You can check your own tread depth with an inexpensive gauge or by using a Lincoln head penny. Slip the Lincoln penny (with Lincoln's head upside-down) into several tread grooves. If you can see the top of Lincoln's head in 2 adjacent grooves, the tire has less than 1 / 16 inch (1.5mm) tread left and should be replaced. You can measure snow tires in the same manner by using the "tails" side of the Lincoln penny. If you can see the top of the Lincoln memorial, it's time to replace the snow tire(s).
CARE OF SPECIAL WHEELS
Wheels must be replaced if they are bent, dented, have excessive lateral or radial runout, leak air through welds, have elongated bolt holes, if wheel nuts will not stay tight, or if they are heavily rusted. Wheels with excessive runout may cause objectionable vibrations.

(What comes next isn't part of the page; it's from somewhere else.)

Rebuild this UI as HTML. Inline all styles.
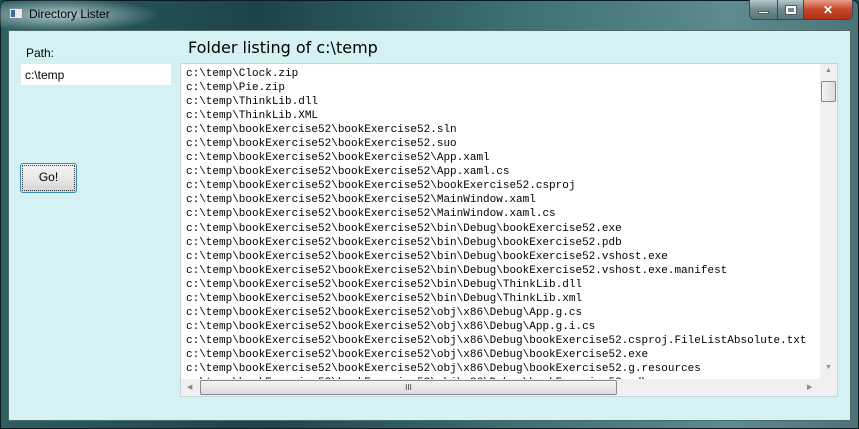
<!DOCTYPE html>
<html><head><style>
*{margin:0;padding:0;box-sizing:border-box}
body{width:859px;height:429px;overflow:hidden;background:#1e4a4e;font-family:"Liberation Sans",sans-serif;position:relative}
.frame{position:absolute;left:0;top:0;width:859px;height:429px;background:linear-gradient(90deg,#2d5f63 0%,#1c4448 30%,#3d6f73 60%,#5d8b8f 85%,#4b7478 100%);border:1px solid #0b1a1c;border-radius:6px 6px 0 0}
.glow{position:absolute;left:0;top:0;width:160px;height:32px;background:radial-gradient(ellipse at 60px 15px,rgba(220,240,240,.75),rgba(220,240,240,0) 70%)}
.title{position:absolute;left:29px;top:7px;font-size:12px;color:#000}
.icon{position:absolute;left:9px;top:8px;width:14px;height:11px;background:#e8eef0;border:1px solid #7a8a90}
.icon:before{content:"";position:absolute;left:1px;top:1px;width:4px;height:7px;background:#3a6a9a}
.client{position:absolute;left:8px;top:30px;width:843px;height:391px;background:#d4f2f4;border:1px solid #506a6c}
.btns{position:absolute;left:749px;top:0;width:104px;height:20px;border:1px solid #3a4a4c;border-top:none;border-radius:0 0 5px 5px;overflow:hidden;display:flex}
.b{height:19px;display:flex;align-items:center;justify-content:center}
.min{width:28px;background:linear-gradient(#b8c8ca,#6f8c8f 50%,#577476);border-right:1px solid #3a4a4c}
.max{width:26px;background:linear-gradient(#b8c8ca,#6f8c8f 50%,#577476);border-right:1px solid #3a4a4c}
.cls{flex:1;background:linear-gradient(#e8a08a,#c8462a 50%,#b0301a)}
.lbl{position:absolute;left:26px;top:46px;font-size:12px}
.tb{position:absolute;left:20px;top:63px;width:152px;height:23px;background:#fff;border:1px solid #e0e8ea;font-size:12px;padding:4px 4px}
.go{position:absolute;left:20px;top:163px;width:57px;height:30px;border:1px solid #3a8ab0;border-radius:3px;background:linear-gradient(#f4f4f4,#e8e8e8 50%,#d6d6d6);font-size:12px;text-align:center;line-height:27px;outline:1px dotted #333;outline-offset:-3px}
.head{position:absolute;left:188px;top:38px;font-family:"Comic Sans MS","DejaVu Sans",sans-serif;font-size:16px}
.list{position:absolute;left:180px;top:63px;width:658px;height:334px;background:#fff;border:1px solid #c8d4d6;overflow:hidden}
.txt{position:absolute;left:5px;top:3px;font-family:"Liberation Mono",monospace;font-size:11px;line-height:14.05px;white-space:pre;color:#000}
.vs{position:absolute;right:0;top:0;width:17px;height:316px;background:#f0f0f0}
.hs{position:absolute;left:0;bottom:0;width:640px;height:17px;background:#f0f0f0}
.corner{position:absolute;right:0;bottom:0;width:17px;height:17px;background:#f0f0f0}
.vt{position:absolute;left:1px;top:17px;width:15px;height:21px;border:1px solid #8a8a8a;border-radius:2px;background:linear-gradient(90deg,#f4f4f4,#dcdcdc)}
.ht{position:absolute;left:19px;top:1px;width:417px;height:15px;border:1px solid #8a8a8a;border-radius:2px;background:linear-gradient(#f4f4f4,#dcdcdc);font-size:8px;text-align:center;line-height:13px;color:#333}
.ar{position:absolute;font-size:7px;color:#8a8a8a}
</style></head><body>
<div class="frame"></div>
<div class="glow"></div>
<div class="icon"></div>
<div class="title">Directory Lister</div>
<div class="btns">
<div class="b min"><div style="width:11px;height:3px;background:#fff;margin-top:5px;border:1px solid #556"></div></div>
<div class="b max"><div style="width:10px;height:8px;border:2px solid #fff;outline:1px solid #556"></div></div>
<div class="b cls"><span style="color:#fff;font-weight:bold;font-size:12px">✕</span></div>
</div>
<div class="client"></div>
<div class="lbl">Path:</div>
<div class="tb">c:\temp</div>
<div class="go">Go!</div>
<div class="head">Folder listing of c:\temp</div>
<div class="list">
<div class="txt">c:\temp\Clock.zip
c:\temp\Pie.zip
c:\temp\ThinkLib.dll
c:\temp\ThinkLib.XML
c:\temp\bookExercise52\bookExercise52.sln
c:\temp\bookExercise52\bookExercise52.suo
c:\temp\bookExercise52\bookExercise52\App.xaml
c:\temp\bookExercise52\bookExercise52\App.xaml.cs
c:\temp\bookExercise52\bookExercise52\bookExercise52.csproj
c:\temp\bookExercise52\bookExercise52\MainWindow.xaml
c:\temp\bookExercise52\bookExercise52\MainWindow.xaml.cs
c:\temp\bookExercise52\bookExercise52\bin\Debug\bookExercise52.exe
c:\temp\bookExercise52\bookExercise52\bin\Debug\bookExercise52.pdb
c:\temp\bookExercise52\bookExercise52\bin\Debug\bookExercise52.vshost.exe
c:\temp\bookExercise52\bookExercise52\bin\Debug\bookExercise52.vshost.exe.manifest
c:\temp\bookExercise52\bookExercise52\bin\Debug\ThinkLib.dll
c:\temp\bookExercise52\bookExercise52\bin\Debug\ThinkLib.xml
c:\temp\bookExercise52\bookExercise52\obj\x86\Debug\App.g.cs
c:\temp\bookExercise52\bookExercise52\obj\x86\Debug\App.g.i.cs
c:\temp\bookExercise52\bookExercise52\obj\x86\Debug\bookExercise52.csproj.FileListAbsolute.txt
c:\temp\bookExercise52\bookExercise52\obj\x86\Debug\bookExercise52.exe
c:\temp\bookExercise52\bookExercise52\obj\x86\Debug\bookExercise52.g.resources
c:\temp\bookExercise52\bookExercise52\obj\x86\Debug\bookExercise52.pdb</div>
<div class="vs"><span class="ar" style="left:5px;top:3px">▲</span><div class="vt"></div><span class="ar" style="left:5px;top:300px">▼</span></div>
<div class="hs"><span class="ar" style="left:6px;top:4px">◀</span><div class="ht">III</div><span class="ar" style="left:626px;top:4px">▶</span></div>
<div class="corner"></div>
</div>
</body></html>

Replacement wheels must be equivalent to the original equipment wheels in load capacity, diameter, rim width, offset, and mounting configuration. A wheel of improper size or type may affect wheel and bearing life, brake cooling, speedometer/odometer calibration, vehicle ground clearance, and tire clearance to the body and chassis.
Steel wheels can be identified by a two or three-letter code stamped into the rim near the valve stem. Aluminum wheels have the code, part number, and manufacturer ID cast into their back side.
If you have invested money in magnesium, aluminum alloy or sport wheels, special precautions should be taken to make sure your investment is not wasted and that your special wheels look good for the life of the vehicle.
Special wheels are easily damaged and/or scratched. Occasionally check the rims for cracking, impact damage or air leaks. If any of these are found, replace the wheel. But in order to prevent this type of damage and the costly replacement of a special wheel, observe the following precautions:
Wheel repairs that use welding, heating, or peening are not recommended. Inner tubes are not a recommended repair. Replacement is usually the most cost effective option.